3,580 reviews187 followers
November 27, 2025
I am going to write a 'kind' review because when I read this many years ago after reading the authors first volume of autobiography as a novel 'Ambidextrous' (which I enjoyed a great deal) I enjoyed it immensely. That Picano died this year (2025) and shortly before responded with great kindness to a request for information on an author featured in anthology Picano edited in the 1980s means that I can't be harsh - though I have been very harsh on much of Picano's oeuvre. I will review it as would have reviewed it many years ago on first reading it.

One thing that bothered back then was that Ambidextrous ended when Picano was 16 and this volume takes up the story from there and I couldn't help thinking that Picano was 16 for an awful long time - or he managed to do an awful lot of things while 16 - including, if I remember rightly graduating from High School and getting a job and saving up enough money to go to Europe - and lots more. There was, again if I remember rightly, there was the suggestion that while he was gay he was also was attractive to women and could have been a great heterosexual stud if he chose.

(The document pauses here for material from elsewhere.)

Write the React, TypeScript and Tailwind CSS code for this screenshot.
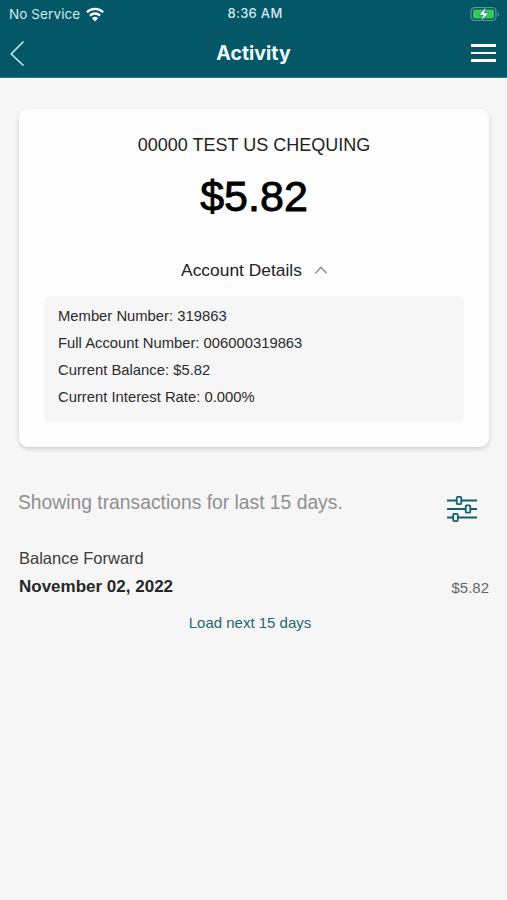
const details = [
  { label: "Member Number", value: "319863" },
  { label: "Full Account Number", value: "006000319863" },
  { label: "Current Balance", value: "$5.82" },
  { label: "Current Interest Rate", value: "0.000%" },
];

function StatusBar() {
  return (
    <div className="grid grid-cols-3 items-center h-7 pl-[9px] pr-[6px] text-[#d3eaf0]">
      <div className="flex items-center gap-[6px] font-['Inter',sans-serif] text-[13.5px] tracking-[0.1px]">
        <span className="whitespace-nowrap">No Service</span>
        <svg width="18" height="15" viewBox="0 0 18 15" fill="none" stroke="#fff" strokeWidth="2.3">
          <path d="M0.9 5.2a11.6 11.6 0 0 1 16.2 0" />
          <path d="M3.9 8.6a7.3 7.3 0 0 1 10.2 0" />
          <path d="M6 11.3a4.3 4.3 0 0 1 6 0L9 14.4Z" fill="#fff" stroke="none" />
        </svg>
      </div>
      <div className="text-center font-['Inter',sans-serif] text-[13px] font-medium tracking-[0.3px]">8:36 AM</div>
      <svg className="justify-self-end" width="31" height="18" viewBox="0 0 31 18">
        <rect x="1" y="2.5" width="25" height="13" rx="4" fill="none" stroke="#5d9a9f" strokeWidth="1.2" />
        <rect x="3" y="4.5" width="21" height="9" rx="2" fill="#35c759" />
        <path d="M27.8 7v4.4c1.8-.8 1.8-3.6 0-4.4Z" fill="#5d9a9f" />
        <path d="M16 2 9 10h4.2L11 16.2 18.6 8H14.3Z" fill="#fff" stroke="#035767" strokeWidth="0.5" />
      </svg>
    </div>
  );
}

function NavBar() {
  return (
    <div className="flex items-center justify-between h-[50px] pl-[10px] pr-[11px]">
      <button aria-label="Back">
        <svg width="26" height="26" viewBox="0 0 26 26" fill="none" stroke="#c5e8ef" strokeWidth="1.6">
          <path d="M13.5 1.5 1.2 14l12.3 11.5" />
        </svg>
      </button>
      <h1 className="font-['Inter',sans-serif] text-[19.5px] leading-6 font-bold text-[#f0fafc]">Activity</h1>
      <button aria-label="Menu" className="flex flex-col gap-[5px] w-[25px]">
        <span className="h-[2.5px] bg-white" />
        <span className="h-[2.5px] bg-white" />
        <span className="h-[2.5px] bg-white" />
      </button>
    </div>
  );
}

function FilterIcon() {
  return (
    <svg width="30" height="26" viewBox="0 0 30 26" fill="none" stroke="#14606c" strokeWidth="1.8">
      <path d="M0 4.5h9.5M14.5 4.5H30M0 13h18.5M23.500 13H30M0 21.500h6M11 21.500H30" />
      <rect x="9.700" y="0.900" width="4.600" height="7.200" rx="1" />
      <rect x="18.700" y="9.400" width="4.600" height="7.200" rx="1" />
      <rect x="6.200" y="17.900" width="4.600" height="7.200" rx="1" />
    </svg>
  );
}

export default function App() {
  return (
    <div className="w-full min-h-screen bg-[#f6f6f6] font-['Liberation_Sans',Arial,sans-serif]">
      <header className="h-[78px] bg-[#035767] border-b border-[#2f7885]">
        <StatusBar />
        <NavBar />
      </header>

      <main className="pt-[31px] pl-[19px] pr-[18px]">
        <section className="h-[338px] rounded-[9px] bg-[#fefefe] px-[25px] pt-[25px] shadow-[0_2px_4px_rgba(0,0,0,0.17)]">
          <h2 className="text-center text-[18px] leading-[22px] text-[#222]">00000 TEST US CHEQUING</h2>
          <p className="mt-[15px] text-center text-[43px] leading-[50px] text-black [-webkit-text-stroke:0.9px_#000]">$5.82</p>
          <button className="mt-[38px] flex w-full items-center justify-center gap-[13px] text-[17.4px] leading-[22px] text-[#222]">
            Account Details
            <svg width="12" height="8" viewBox="0 0 12 8" fill="none" stroke="#888" strokeWidth="1.3">
              <path d="M0.500 7.200 6 1.200l5.500 6" />
            </svg>
          </button>
          <ul className="mt-[15px] h-[126px] rounded-[6px] bg-[#f6f6f6] pl-[14px] pt-[7px] text-[14.8px] leading-[27px] text-[#2b2b2b]">
            {details.map((d) => (
              <li key={d.label}>
                {d.label}: {d.value}
              </li>
            ))}
          </ul>
        </section>

        <div className="mt-[43px] flex items-start justify-between pr-[12px]">
          <p className="-ml-px text-[19.3px] leading-[26px] text-[#8f8f8f]">Showing transactions for last 15 days.</p>
          <div className="pt-[6px]">
            <FilterIcon />
          </div>
        </div>

        <div className="mt-[25px] flex items-end justify-between">
          <div>
            <p className="text-[16.500px] leading-[22px] text-[#3c3c3c]">Balance Forward</p>
            <p className="mt-[7px] text-[17px] leading-[22px] font-bold text-[#262626]">November 02, 2022</p>
          </div>
          <span className="text-[15px] leading-[20px] text-[#666]">$5.82</span>
        </div>
        <button className="mt-[15px] block w-full pr-[8px] text-center text-[15px] leading-[20px] text-[#1f6773]">Load next 15 days</button>
      </main>
    </div>
  );
}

As this was originally published in the late 1980s the fictionalisation of or at least avoidance of real names or details of so many of the men he had affairs with and writes about is understandable. Reading it in the early 21st century I couldn't help wondering where the line between fact and fiction was. Lets be clear this book is long before 'metafiction' and Picano was never a 'literary' writer. Maybe when a biography of Picano some of that will be clarified.

His accounts of his time in Rome and as the boy friend of a famous director is fascinating as is many of his other stories but thinking back I can't help wondering how much of spin or reconstruction Picano has placed on his past.